Ireland and Korongonas were also roommates while they both attended the University of Alberta. Ireland graduated with a bachelor in mechanical engineering and Korongonas chose to focus on his passion for making beer.
When the opportunity arose to open a brewpub in their hometown Jasper, Alberta, the friends could not say no. Korongonas was 23 at the time.
“The ability to make our own beers was really interesting to us,” said Korongonas.
“When we first opened we didn’t really know what we were doing at all. Looking back, if we knew how much work opening a brewpub was going to be we may not have done it,” said Korongonas with a laugh.
Although Beer Hill faced challenges starting their brewing business, the support of their family and friends enabled them to seize an opportunity to open a second brewpub in Banff five years later.
Photo by Sarah Comber
After finding success with the Banff-ite beer community, the Beer Hill team was able to expand to Fort McMurray in 2013.
Korongonas said that Beer Hill has noticed that the different regions of Alberta have different beer pallets. Jasper prefers hoppy IPA’s, Banff has seen a shift towards complex malt beers and Fort McMurray is split between crisp brews and fusion beers.
As for Calgary, Last Best Brewing and Distilling is still experimenting with what beer personality YYC will lean towards.
“People are passionate about different styles and different beer. We are brewing beers to inspire Calgarians,” says Korongonas.
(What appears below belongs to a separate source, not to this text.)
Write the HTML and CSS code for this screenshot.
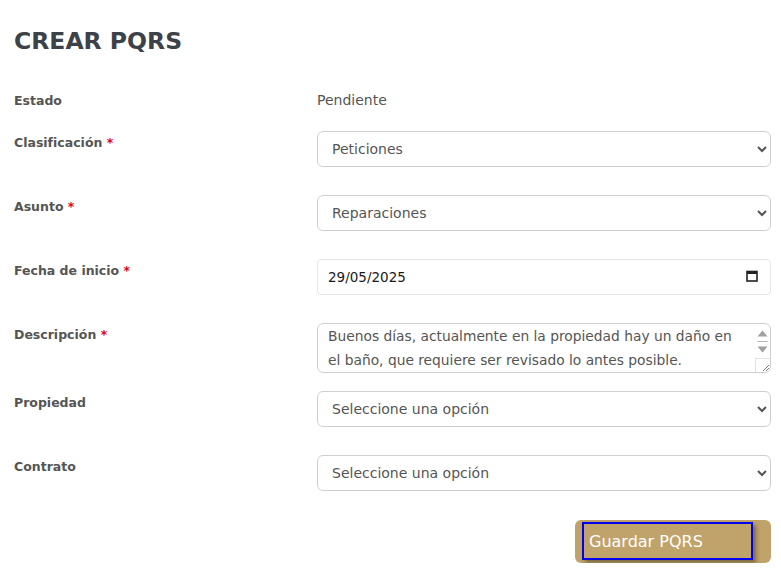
FILE: index.html
```html
<!DOCTYPE html>
<html lang="es">
<head>
    <meta charset="UTF-8">
    <meta name="viewport" content="width=device-width, initial-scale=1.0">
    <title>Crear PQRS</title>
    <link rel="stylesheet" href="styles.css">
</head>
<body>

<div class="container">
    <h2>CREAR PQRS</h2>
    <form id="pqrs-form">
        <div class="row row-static">
            <label>Estado</label>
            <div class="static">Pendiente</div>
        </div>
        <div class="row">
            <label for="clasificacion">Clasificación <span class="req">*</span></label>
            <select id="clasificacion">
                <option>Peticiones</option>
                <option>Quejas</option>
                <option>Reclamos</option>
                <option>Sugerencias</option>
            </select>
        </div>
        <div class="row">
            <label for="asunto">Asunto <span class="req">*</span></label>
            <select id="asunto">
                <option>Reparaciones</option>
                <option>Pagos</option>
                <option>Otros</option>
            </select>
        </div>
        <div class="row">
            <label for="fecha">Fecha de inicio <span class="req">*</span></label>
            <div class="date-field">
                <input type="text" id="fecha" value="29/05/2025">
                <svg class="cal" width="12" height="12" viewBox="0 0 12 12">
                    <rect x="1" y="1.5" width="10" height="9.5" fill="none" stroke="#222" stroke-width="1.6"/>
                    <rect x="1" y="1.5" width="10" height="2.5" fill="#222"/>
                </svg>
            </div>
        </div>
        <div class="row row-text">
            <label for="descripcion">Descripción <span class="req">*</span></label>
            <div class="text-field">
                <textarea id="descripcion">Buenos días, actualmente en la propiedad hay un daño en el baño, que requiere ser revisado lo antes posible.</textarea>
                <div class="fake-scroll">
                    <svg class="arrows" width="15" height="34" viewBox="0 0 15 34">
                        <path d="M2.5 12.5 L7.5 6.5 L12.5 12.5 Z" fill="#a0a0a0"/>
                        <line x1="2.5" y1="17.5" x2="12.5" y2="17.5" stroke="#b5b5b5" stroke-width="1"/>
                        <path d="M2.5 22.5 L12.5 22.5 L7.5 28.5 Z" fill="#a0a0a0"/>
                    </svg>
                    <div class="grip">
                        <svg width="10" height="10" viewBox="0 0 10 10">
                            <line x1="3" y1="9" x2="9" y2="3" stroke="#777" stroke-width="1"/>
                            <line x1="6" y1="9" x2="9" y2="6" stroke="#777" stroke-width="1"/>
                        </svg>
                    </div>
                </div>
            </div>
        </div>
        <div class="row">
            <label for="propiedad">Propiedad</label>
            <select id="propiedad">
                <option>Seleccione una opción</option>
            </select>
        </div>
        <div class="row">
            <label for="contrato">Contrato</label>
            <select id="contrato">
                <option>Seleccione una opción</option>
            </select>
        </div>
        <div class="actions">
            <div class="btn-wrap">
                <button type="button" id="save-btn">Guardar PQRS</button>
            </div>
        </div>
    </form>
</div>

</body>
</html>
```

FILE: styles.css
```css
body {
    font-family: "DejaVu Sans", sans-serif;
    background-color: #ffffff;
    margin: 0;
}
.container {
    padding: 26px 10px 0 14px;
}
h2 {
    margin: 0 0 33px 0;
    font-size: 23.5px;
    line-height: 30px;
    font-weight: bold;
    color: #3d4148;
}
.row {
    display: grid;
    grid-template-columns: 303px 1fr;
    align-items: start;
    margin-bottom: 28px;
}
.row-static {
    margin-bottom: 20px;
}
.row-text {
    margin-bottom: 18px;
}
label {
    font-size: 12.5px;
    line-height: 20px;
    padding-top: 2px;
    font-weight: bold;
    color: #555555;
}
.req {
    color: #e3001b;
}
.static {
    font-size: 14px;
    line-height: 20px;
    padding-top: 1px;
    color: #555555;
}
select {
    width: 100%;
    height: 36px;
    padding: 0 10px 0 10px;
    font-family: "DejaVu Sans", sans-serif;
    font-size: 14px;
    color: #555555;
    background-color: #ffffff;
    border: 1px solid #cfcfcf;
    border-radius: 6px;
}
.date-field {
    display: flex;
    align-items: center;
    height: 36px;
    box-sizing: border-box;
    border: 1px solid #e6e6e6;
    border-radius: 4px;
    padding: 0 12px 0 10px;
}
.date-field input {
    flex: 1;
    border: none;
    outline: none;
    padding: 0;
    font-family: "DejaVu Sans", sans-serif;
    font-size: 13.5px;
    color: #1a1a1a;
}
.cal {
    margin-top: -2px;
}
.text-field {
    position: relative;
    height: 50px;
}
textarea {
    display: block;
    box-sizing: border-box;
    width: 100%;
    height: 50px;
    padding: 0 24px 0 10px;
    font-family: "DejaVu Sans", sans-serif;
    font-size: 13.8px;
    line-height: 24px;
    color: #555555;
    border: 1px solid #cfcfcf;
    border-radius: 6px;
    resize: none;
    overflow: hidden;
}
.fake-scroll {
    position: absolute;
    top: 1px;
    right: 1px;
    bottom: 1px;
    width: 15px;
    display: flex;
    flex-direction: column;
    justify-content: space-between;
}
.arrows {
    display: block;
}
.grip {
    height: 13px;
    border-top: 1px solid #e2e2e2;
    border-left: 1px solid #e2e2e2;
    display: flex;
    justify-content: flex-end;
    align-items: flex-end;
}
.grip svg {
    display: block;
}
.actions {
    display: flex;
    justify-content: flex-end;
    margin-top: 29px;
}
.btn-wrap {
    width: 196px;
    height: 43px;
    box-sizing: border-box;
    padding: 2px 18px 3px 7px;
    background-color: #bfa36a;
    border-radius: 6px;
}
button {
    width: 100%;
    height: 100%;
    padding: 0 0 0 5px;
    text-align: left;
    font-family: "DejaVu Sans", sans-serif;
    font-size: 16px;
    color: #ffffff;
    background-color: #bfa36a;
    border: 2px solid #0000ee;
    box-shadow: 3px 3px 4px rgba(0, 0, 0, 0.35);
    cursor: pointer;
}
```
Last Best Brewing and Distilling has three beers in circulation in Calgary at the moment, including a porter, black lager and an IPA.
While Korongonas said he does not believe in telling people what they should drink, for fall he does recommend beers with hints of plum and spices like Last Best’s “There Will Be Porter.”
“I lean towards porters and winter style beers, they kind of have those peachy characters and I’ve had a lot of spiced beers that remind me of the season.”